1469. STILL LIFE.

W. K. Heda (Dutch: 1594-1678)

One of the painters "of the kitchen and dining-room—painters who devoted themselves to painting copper and silver vessels, pottery, and porcelain, modest saucepans, crystal cups, glass bowls, and goblets of chased silver. The first to cultivate this new style of still life was Willem Klaasz Heda. He was born at Haarlem. He was a clever and careful painter, and must have left behind him a considerable number of works; but, nevertheless, his pictures are excessively rare. They generally consist of a carved silver cup, a plate, and a cut lemon—three subjects which the painter rendered with marvellous truthfulness, the whole surrounded by a few accessories rising out of a brown background" (Havard: The Dutch School, p. 272).

1470. A BATTLE SCENE.

J. Weier (German: 17th Century).

This picture is signed I. Weier, and dated 1645. It may be either by Jacob Weier, of Hamburg, who died in 1670; or by Johann Matthias Weier, of the same town, who was a pupil of Wouwerman, and died, a very old man, in 1690.
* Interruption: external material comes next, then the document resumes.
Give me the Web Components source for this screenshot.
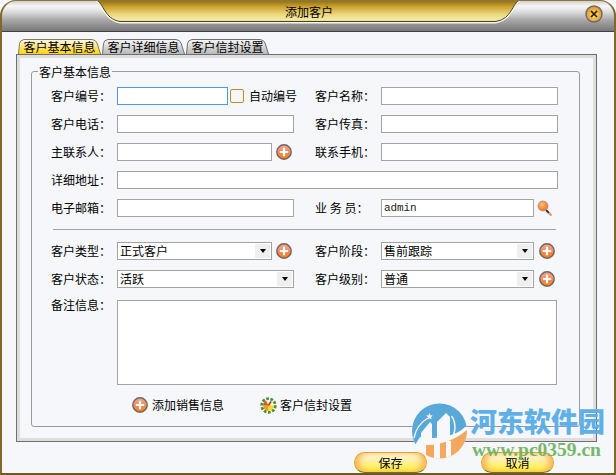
<!DOCTYPE html>
<html lang="zh"><head><meta charset="utf-8"><title>添加客户</title>
<style>
html,body{margin:0;padding:0;width:616px;height:475px;overflow:hidden;background:#f5f7fb}
body{font:12px/1 "Noto Sans CJK SC","Liberation Sans",sans-serif;color:#000}
.row{display:flex;align-items:center}
</style></head><body>
<customer-window heading="添加客户">
  <tab-strip slot="tabs" items="客户基本信息,客户详细信息,客户信封设置"></tab-strip>
  <group-box legend="客户基本信息">
    <form-grid>
      <form-label>客户编号：</form-label>
      <div class="row" style="white-space:nowrap"><text-box focused style="width:111px;flex:none"></text-box><check-box style="margin-left:2px"></check-box><span style="margin-left:5px;flex:none">自动编号</span></div>
      <form-label right>客户名称：</form-label><text-box></text-box>
      <form-label>客户电话：</form-label><text-box></text-box>
      <form-label right>客户传真：</form-label><text-box></text-box>
      <form-label>主联系人：</form-label>
      <div class="row"><text-box style="width:155px"></text-box><plus-icon style="margin-left:4px"></plus-icon></div>
      <form-label right>联系手机：</form-label><text-box></text-box>
      <form-label>详细地址：</form-label><text-box style="grid-column:2 / 5"></text-box>
      <form-label>电子邮箱：</form-label><text-box></text-box>
      <form-label right>业 务 员：</form-label>
      <div class="row"><text-box mono style="width:153px">admin</text-box><search-icon style="margin-left:3px"></search-icon></div>
    </form-grid>
    <h-rule></h-rule>
    <form-grid>
      <form-label>客户类型：</form-label>
      <div class="row"><drop-select style="width:155px">正式客户</drop-select><plus-icon style="margin-left:4px"></plus-icon></div>
      <form-label right>客户阶段：</form-label>
      <div class="row"><drop-select style="width:153px">售前跟踪</drop-select><plus-icon style="margin-left:5px"></plus-icon></div>
      <form-label>客户状态：</form-label><drop-select>活跃</drop-select>
      <form-label right>客户级别：</form-label>
      <div class="row"><drop-select style="width:153px">普通</drop-select><plus-icon style="margin-left:5px"></plus-icon></div>
      <form-label style="margin-top:-2px">备注信息：</form-label><text-box style="grid-column:2 / 5;height:85px;margin-top:2px;width:440px"></text-box>
    </form-grid>
    <link-row>
      <icon-link style="margin-left:100px"><plus-icon slot="icon"></plus-icon>添加销售信息</icon-link>
      <icon-link style="margin-left:36px"><gear-icon slot="icon"></gear-icon>客户信封设置</icon-link>
    </link-row>
  </group-box>
  <gold-button slot="actions">保存</gold-button>
  <gold-button slot="actions" style="margin-left:54px">取消</gold-button>
  <site-watermark slot="overlay"></site-watermark>
</customer-window>
<script>
function reg(name, css, html){
  customElements.define(name, class extends HTMLElement{
    connectedCallback(){
      if(this.shadowRoot) return;
      const r=this.attachShadow({mode:'open'});
      r.innerHTML='<style>'+css+'</style>'+(typeof html==='function'?html(this):html);
    }
  });
}
reg('customer-window',`
:host{display:block;position:relative;width:616px;height:475px;box-sizing:border-box;background:#f5f7fb;overflow:hidden}
.frame{position:absolute;inset:0;border:0 solid #806a2a;border-width:1px 2px 2px 2px;border-top-color:#8a7640;border-bottom-color:#6b5a28;border-radius:16px 16px 0 0;pointer-events:none;z-index:3}
.bar{position:relative;height:31px;border-bottom:1px solid #3f4246;border-radius:16px 16px 0 0;background:linear-gradient(#c9c7c2 0,#f7f7f7 6px,#dcdcdc 12px,#a8a8a8 20px,#7c7c7c 30px);display:flex;justify-content:center;box-sizing:content-box}
.gold{position:absolute;left:94px;top:0;width:428px;height:24px}
.title{position:relative;height:21px;line-height:24px;font-size:12px;color:#000;margin-left:2px}
.close{position:absolute;left:585px;top:5px;width:18px;height:18px}
.tabs{margin:7px 0 0 18px;height:15px}
.panel{margin:0 0 0 16px;width:581px;height:388px;box-sizing:border-box;border:1px solid #6f6f6f;background:#f5f7fb;position:relative}
.inner{box-sizing:border-box;height:100%;border:3px solid #dedede;padding:13px 15px 13px 11px}
.actions{margin:10px 0 0 354px;display:flex;height:21px}
.ov{position:absolute;inset:0;pointer-events:none;z-index:5}
`,h=>`<div class="bar"><svg class="gold" viewBox="0 0 428 24" aria-hidden="true"><defs><linearGradient id="g" x1="0" y1="0" x2="0" y2="1"><stop offset="0" stop-color="#8a6a12"/><stop offset=".3" stop-color="#c9a02c"/><stop offset=".65" stop-color="#ebd67c"/><stop offset=".9" stop-color="#f3e8a6"/><stop offset="1" stop-color="#eadb8a"/></linearGradient></defs>
<path d="M0,0 C8,3 8,20 26,23.5 H402 C420,20 420,3 428,0Z" fill="#f4f4f4"/>
<path d="M2,0 C10,3 10,19 26,21.5 H402 C418,19 418,3 426,0Z" fill="url(#g)" stroke="#4f4212" stroke-width="1"/></svg>
<div class="title">${h.getAttribute('heading')}</div>
<svg class="close" viewBox="0 0 18 18" aria-hidden="true"><defs><radialGradient id="c" cx=".5" cy=".55" r=".6"><stop offset="0" stop-color="#ffe27a"/><stop offset="1" stop-color="#d98a12"/></radialGradient></defs><circle cx="9" cy="9" r="8" fill="url(#c)" stroke="#6b6b6b" stroke-width="1.4"/><path d="M6,6 L12,12 M12,6 L6,12" stroke="#2a1a00" stroke-width="1.7"/></svg></div>
<div class="tabs"><slot name="tabs"></slot></div>
<div class="panel"><div class="inner"><slot></slot></div></div>
<div class="actions"><slot name="actions"></slot></div>
<div class="frame"></div><div class="ov"><slot name="overlay"></slot></div>`);
reg('tab-strip',`
:host{display:flex;height:15px;gap:1px}
.t{position:relative;width:83px;height:15px;text-align:center;line-height:16px;font-size:12px}
svg{position:absolute;left:0;top:0}
span{position:relative}
`,h=>{const items=h.getAttribute('items').split(',');return `<svg width="0" height="0" aria-hidden="true"><defs><linearGradient id="a" x1="0" y1="0" x2="0" y2="1"><stop offset="0" stop-color="#fbfaf2"/><stop offset=".4" stop-color="#ffe79a"/><stop offset="1" stop-color="#ffd410"/></linearGradient><linearGradient id="b" x1="0" y1="0" x2="0" y2="1"><stop offset="0" stop-color="#f6f6f6"/><stop offset="1" stop-color="#b9b9b9"/></linearGradient></defs></svg>`+items.map((t,i)=>`<div class="t"><svg width="83" height="15" aria-hidden="true"><path d="M.5,15 L1.5,4.5 Q2,1 6,.5 H74 Q78,1 79,4 L82.5,15" fill="url(#${i?'b':'a'})" stroke="${i?'#6e6e6e':'#8a7a4a'}"/></svg><span>${t}</span></div>`).join('')});
reg('group-box',`
:host{display:block;position:relative;box-sizing:border-box;width:549px;height:356px;border:1px solid #9a9a9a;border-radius:3px;padding:15px 0 0 19px}
.lg{position:absolute;left:6px;top:-7px;background:#f5f7fb;padding:0 1px;line-height:14px}
`,h=>`<div class="lg">${h.getAttribute('legend')}</div><slot></slot>`);
reg('form-grid',`:host{display:grid;grid-template-columns:66px 177px 87px 177px;row-gap:10px;grid-auto-rows:minmax(18px,auto);width:507px}`,`<slot></slot>`);
reg('form-label',`:host{display:block;line-height:18px;white-space:pre;color:#000}:host([right]){padding-left:21px}`,`<slot></slot>`);
reg('text-box',`
:host{display:block;box-sizing:border-box;height:18px;border:1px solid #a3a3a3;background:#fff;line-height:16px;padding-left:2px;font-size:11px}
:host([focused]){border-color:#4a9cf2}
:host([mono]){font-family:"Liberation Mono",monospace;letter-spacing:-.1px;color:#222}
`,`<slot></slot>`);
reg('check-box',`:host{display:block;box-sizing:border-box;width:14px;height:14px;flex:none;border:1px solid #c08a34;border-radius:2px;background:#f7f7f5}`,``);
reg('drop-select',`
:host{display:flex;box-sizing:border-box;height:18px;border:1px solid #a3a3a3;background:#fff;line-height:16px;padding-left:2px;justify-content:space-between;white-space:nowrap}
.a{width:15px;margin:1px;background:#efefef;display:flex;align-items:center;justify-content:center}
.a i{border:3.5px solid transparent;border-top:4px solid #000;border-bottom:0;display:block;width:0;height:0}
`,`<span><slot></slot></span><div class="a"><i></i></div>`);
reg('plus-icon',`:host{display:block;width:16px;height:16px;flex:none}svg{display:block}`,`<svg width="16" height="16" viewBox="0 0 16 16" aria-hidden="true"><defs><linearGradient id="p" x1="0" y1="0" x2="0" y2="1"><stop offset="0" stop-color="#f3a79a"/><stop offset=".5" stop-color="#f28c5c"/><stop offset="1" stop-color="#f77c10"/></linearGradient></defs><circle cx="8" cy="8" r="7.2" fill="url(#p)" stroke="#6f655e" stroke-width="1.4"/><path d="M8,3.8V12.2M3.8,8H12.2" stroke="#fff" stroke-width="2.2"/></svg>`);
reg('search-icon',`:host{display:block;width:16px;height:17px;flex:none}svg{display:block}`,`<svg width="16" height="17" viewBox="0 0 16 17" aria-hidden="true"><defs><radialGradient id="m" cx=".4" cy=".35" r=".7"><stop offset="0" stop-color="#ffc080"/><stop offset="1" stop-color="#f06a10"/></radialGradient></defs><path d="M9,10 L12,13" stroke="#333" stroke-width="2"/><path d="M12,13 L14.5,15.5" stroke="#f08a50" stroke-width="2"/><circle cx="6" cy="6" r="5" fill="url(#m)" stroke="#a88" stroke-width=".8"/></svg>`);
reg('gear-icon',`:host{display:block;width:17px;height:17px;flex:none}svg{display:block}`,`<svg width="17" height="17" viewBox="0 0 17 17" aria-hidden="true"><circle cx="8.5" cy="8.5" r="6.6" fill="none" stroke="#4c8f2e" stroke-width="3.2" stroke-dasharray="2.6 1.5"/><circle cx="8.5" cy="8.5" r="5.4" fill="#f8f6ea"/><path d="M8.5,8.5 L13.9,8.5 A5.4,5.4 0 0 1 8,13.9Z" fill="#f8d81e"/><path d="M8.5,8.5 L8,13.9 A5.4,5.4 0 0 1 3.1,8.5Z" fill="#e8a22a"/><path d="M8.5,8.5 L3.1,8.5 A5.4,5.4 0 0 1 6,3.7Z" fill="#c9601e"/><path d="M8.5,8.5 L11,4.4" stroke="#c02a12" stroke-width="1.6"/></svg>`);
reg('h-rule',`:host{display:block;height:1px;background:#a3a3a3;margin:12px 0 12px 2px;width:503px}`,``);
reg('link-row',`:host{display:flex;align-items:center;margin-top:11px;height:18px;margin-left:-19px}`,`<slot></slot>`);
reg('icon-link',`:host{display:inline-flex;align-items:center;gap:4px;white-space:nowrap;color:#000}::slotted(gear-icon){margin-right:-1px}`,`<slot name="icon"></slot><slot></slot>`);
reg('gold-button',`
:host{display:block;box-sizing:border-box;width:73px;height:21px;border:1.5px solid #e6a418;border-bottom:1.5px solid #7a6a30;border-radius:11px;text-align:center;line-height:19px;color:#000;background:linear-gradient(#fff8e0 0,#fff0a8 40%,#fff060 75%,#fde43a 100%);box-shadow:inset 6px 0 6px -2px #f6b45c,inset -6px 0 6px -2px #f6b45c}
`,`<slot></slot>`);
reg('site-watermark',`
:host{position:absolute;left:0;top:0;width:616px;height:475px;display:block}
.logo{position:absolute;left:408px;top:400px}
.cn{position:absolute;left:470px;top:405px;font:900 27px/32px "Noto Sans CJK SC",sans-serif;color:#59ade8;opacity:.95;white-space:nowrap}
.url{position:absolute;left:472px;top:440px;font:bold 19.5px/20px "Liberation Serif",serif;color:#6cb35c;opacity:.92;white-space:nowrap}
`,`<svg class="logo" width="64" height="62" viewBox="0 0 64 62" aria-hidden="true">
<defs><clipPath id="d"><circle cx="31.5" cy="31" r="27.5"/></clipPath></defs>
<g clip-path="url(#d)">
<rect x="0" y="0" width="64" height="62" fill="#f6f8fb"/>
<path d="M0,0 H64 V26 L57,27 C48,36 30,40 12,37 L4,50 L0,50Z" fill="#5aa8d8"/>
<path d="M18,45 C35,45 50,38 60,29 H64 V62 H18Z" fill="#f4a75e"/>
<path d="M26,43 h6 v20 h-6Z M38,41 h5 v22 h-5Z" fill="#f6f8fb"/>
<path d="M13,33 L22,22 L24,24 V40 H13Z" fill="#f6f8fb"/>
<path d="M29,41 V22 L38,13 L42,17 V38Z" fill="#f6f8fb"/>
<path d="M43.5,16 C48,22 48,32 44,37" fill="none" stroke="#f6f8fb" stroke-width="1.4"/>
<path d="M6,38 C8,28 13,22 20,18" fill="none" stroke="#f6f8fb" stroke-width="1.4"/>
<path d="M21.5,13 l1,2.2 2.3,.3 -1.7,1.6 .5,2.3 -2.1,-1.1 -2.1,1.1 .5,-2.3 -1.7,-1.6 2.3,-.3Z" fill="#f6f8fb"/>
</g></svg>
<div class="cn">河东软件园</div><div class="url">www.pc0359.cn</div>`);
</script>
</body></html>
1471. THE PICNIC ("MARIENDA CAMPESTRE").

Francisco Goya (Spanish: 1746-1828).

This painter—of greater genius and of a more national spirit, says Sir William Stirling-Maxwell, than any his century produced—was the son of humble parents. Until the age of 16 he lived without any knowledge of art, when his passion for painting was awakened by a monk of Santa Fé, near Saragossa, after which he was admitted into the studio of José Luxan Martinez, who had been educated in Italy. He distinguished himself at this time, not so much in the studio as in the streets, in the quarrels of painters and confraternities, sometimes ending in bloodshed. At Madrid, to which city he afterwards escaped, his mode of life appears to have been anything but that of an orderly citizen. Being a good musician, and gifted with a voice, he sallied forth nightly, serenading the caged beauties of the capital, with whom he seems to have been a general favourite, and whose portraits he painted. In consequence of a street brawl in Madrid he fled to Italy, in company with a party of bull-fighters, and resided at Rome, where he fraternised with Louis David. In 1774 he returned to Spain, married, and settled down to his profession. He soon attracted the notice of Mengs, the King's painter, by some designs which he executed for the royal manufactory of tapestry, and became a popular artist of that capital, and a prime favourite with its fashionable society. In 1789 he was appointed painter-in-ordinary to Charles IV., a post which he continued to hold under Ferdinand VII. He was so largely employed that he was able to maintain a fine villa near Madrid, where he entertained in the grand style. Among distinguished persons who sat to him was the Duke of Wellington, but on his making a remark which raised the artist's choler, Goya seized a plaster cast and hurled it at the Duke's head. The artist's declining years were spent in retirement at Bordeaux, where he died at the age of 82.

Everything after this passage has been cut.